Денег на Fender Strat у Тони не было – собственно, Марвин стал первым британским гитаристом, игравшим на Stratocaster, и тот ему специально из Америки привез Клифф, – так что первой гитарой Айомми стала Watkins, которую в шестидесятых годах рекламировали как «британский Strat». Ее купили по скидочному каталогу, и добрая мама Тони расплачивалась за нее помесячными платежами.

– Я левша, так что, как сами понимаете, мне мало что подходило. Эту модель, по крайней мере, делали для левшей, поэтому ее и купили.

За Watkins последовала леворукая Burns Tri-Sonic с куда более богатым гармониками звуком – по крайней мере, именно этот звук казался подростку наиболее близким к сочетанию Stratocaster и дилея, как у Марвина. Благодаря игре на аккардеоне пальцы Тони были ловкими, так что это в определенной степени помогло быстро выучить простые аккорды, в том числе и по классической книге Берта Уидона, Play In A Day. Он честно попытался найти преподавателя, но продержался всего один урок.

– Мне не понравилось. Мне было некомфортно. Я решил попробовать научиться сам – и все, больше я никогда к преподавателям не ходил.

Тони превратился в классического замкнутого подростка – запершись дома, он без устали играл под записи The Shadows. Решив, что уже достаточно хорош, он стал носить гитару в школу и выделываться перед детишками, которые электрогитару видели только по телевизору.

– Помню, в школе им все девчонки восторгались, – вспоминает Оззи. – Я еще тогда думал: какой замечательный способ подцепить бабу!

К сожалению, для Оззи это было не единственным впечатлением, оставшимся у него от Тони. Тони был всего на десять месяцев старше Оззи, но учился на класс старше и на правах более взрослого постоянно задирал Оззи.

– Я прятался, когда видел его, – много лет спустя рассказывал Осборн. И в этой шутке была только доля шутки.

– В школе было так принято, – сказал Тони; ему было явно неловко вспоминать такие далекие времена. – Надо было… поддерживать… в общем, отвешивать мелким оплеухи, понимаете? Ну, как-то так. А Оззи был как раз одним из этих мелких.
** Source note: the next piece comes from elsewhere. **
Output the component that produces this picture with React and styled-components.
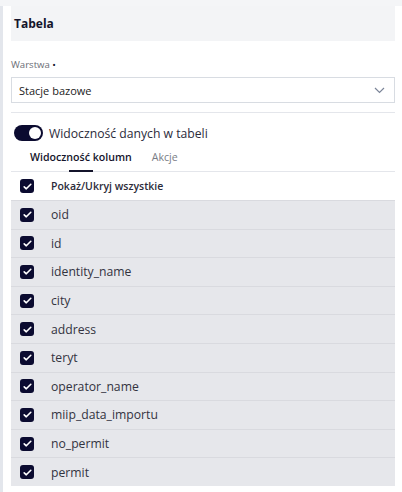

Он был всего на год младше меня, но… ну, знаете, в школе… они привыкали, что их били. – Он мрачно усмехнулся. – И Оззи был одним из них.

– Тони постоянно третировал Оззи в школе, – вспоминал Гизер. Эхо этих издевательств сохранялось в течение всей дальнейшей карьеры Sabbath. – Когда что-то происходит в детстве, избавиться потом от этого очень сложно.